Live from SXSW: Igniting U.S. fans for the 2010 World Cup - SmartBrief

All Articles Marketing Digital Technology Live from SXSW: Igniting U.S. fans for the 2010 World Cup

Live from SXSW: Igniting U.S. fans for the 2010 World Cup

4 min read

Digital Technology

Online marketers of all stripes could relate when Chris Hall of the U.S. Soccer Federation quoted basketball great John Wooden at the South by Southwest Interactive Festival in Austin, Texas: “Do not let what you cannot do interfere with what you can do.”

The Federation is ramping up their online game in anticipation of the June 11 start of the 2010 World Cup, the most widely viewed sporting event in the world. Tuesday’s SXSW Interactive session World Cup 2010: Engaging U.S. Soccer Fans Online laid out its numerous branding and execution challenges:

  1. The U.S. Soccer Federation has no broadcast rights to the World Cup. The World Cup 2010 brand, all game footage and multimedia belong to FIFA.
  2. Soccer as a spectator sport is barely on the U.S. sports radar. There’s an ardent underground community of fans, but the sport is just beginning to gain a foothold in this country’s sports consciousness.
  3. American soccer fans’ allegiance is largely local, yet the U.S. Soccer Federation has no local presence.
  4. Many soccer fans in the U.S. are in the Hispanic community. Marketing to a bilingual fan base adds layers of complexity.
  5. Organizationally, the U.S. Soccer Federation is still in the process of shifting from a command-and-control culture to a culture of empowering nonstaff to have brand control.
  6. The danger zones for social media tend to be politics, religion and sports.
  7. The organization expects they will have uninterrupted wireless access in South Africa. But it can’t bank on it.

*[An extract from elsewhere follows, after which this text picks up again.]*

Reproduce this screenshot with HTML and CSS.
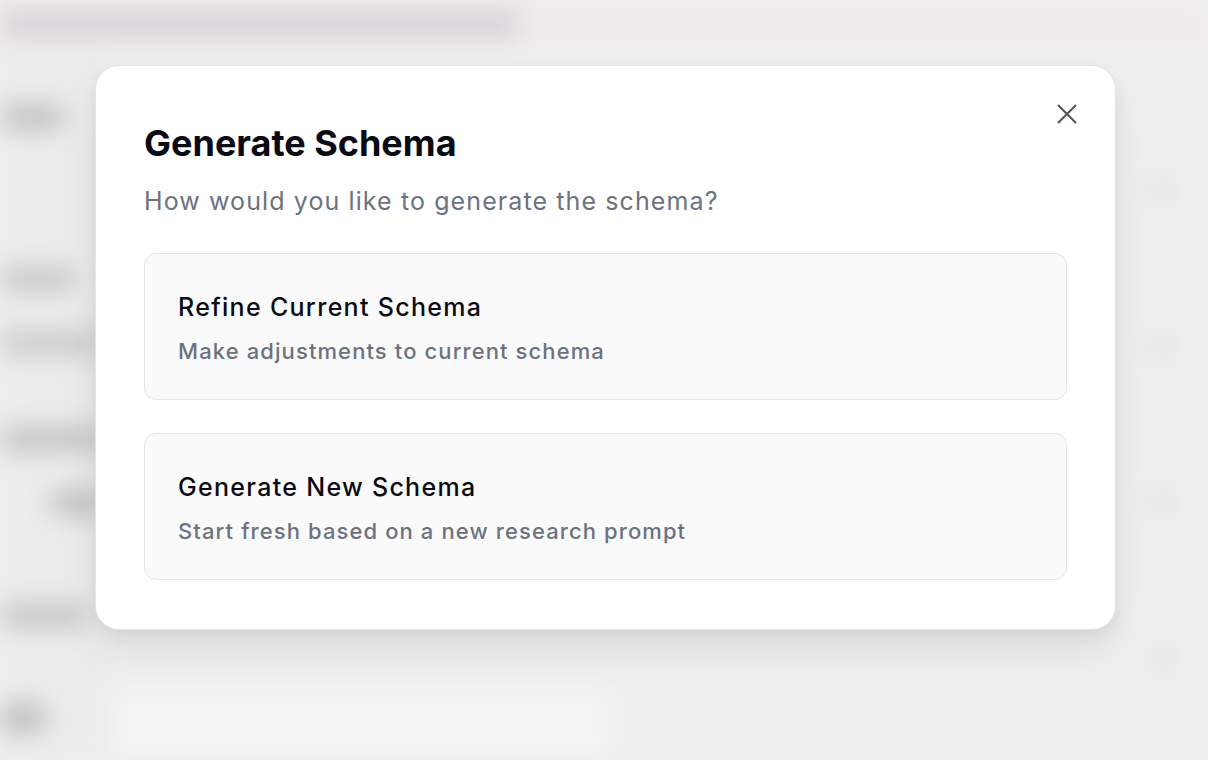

To rise to these significant challenges, the digital team at the U.S. Soccer Federation has:

  • Done its homework. As the joke goes, English football fans are likelier to change their spouse than change their team allegiance. So the U.S. Soccer Federation talked with European football club peers to tap into their online strategy: Treat supporters as part of the family, give them what they want and keep them engaged.
  • Decluttered its Web site. So far, the team’s Web work has focused on making ussoccer.com easy to find (via search engine optimization) and engaging in a way that drives passion, providing unique, behind-the-scenes perspectives, player interviews, off-the field footage that captures the excitement of the sport and videos of what the team is doing to prepare, travel to and experience the competition in South Africa. The team has also unified the site’s look and feel. Previously, the blog wasn’t connected to or telling the story of the U.S. Soccer Federation brand, so it was  recently moved over from Blogspot to give a sense of brand consistency. According to Hall, the Federation considers the site a work in progress, not a one-time redesign.
  • Activated brand evangelists. They’ve made it easy for fans to embed U.S. Soccer Federation video onto their blogs, sites and social networks. To enhance this sharing experience, ooyala.com has implemented an anchor-tag system which enables users to point directly to specific moments in the video that are relevant to them.
  • Created foundations for real-world community. Pluck Media, recently acquired by Demand Media, has assisted with the Federation’s social-media strategy and elevated the level of user-generated content via blog and forum commenting. The Federation has also implemented a bar program that allows local bars to self-identify as places where the games are screened so local fans can watch matches together. Since bars are not always appropriate venues, the organization is also exploring other ways to bring families of fans together offline, such as house parties and community screenings. This kind of grass-roots organizing will be a focus of the Federation’s strategy moving forward.
  • Closely monitored what fans are saying and where users are embedding their videos.

The room was packed during the panel, replete with soccer fans and geeks who devoured the presentation but were not quite satisfied with the pace of the U.S. Soccer Federation’s progress. In the Q-and-A that followed, audience members said they want more passion in the coverage, more power for the fans to contribute to the site, better mobile accessibility and more sophisticated geo-based services such as Gowalla and Foursquare. They also homed in on how behind-the-curve the Federation is on Spanish-language adoption. The reasonable but unsatisfying answer — that Hispanic audiences are an important of the equation long term, but short term, they’re a small portion of their traffic — did not seem to satisfy.

Still, the changes are a step in the right direction and can serve as guideposts for the rest of us who are reinventing and fine-tuning our own online strategies.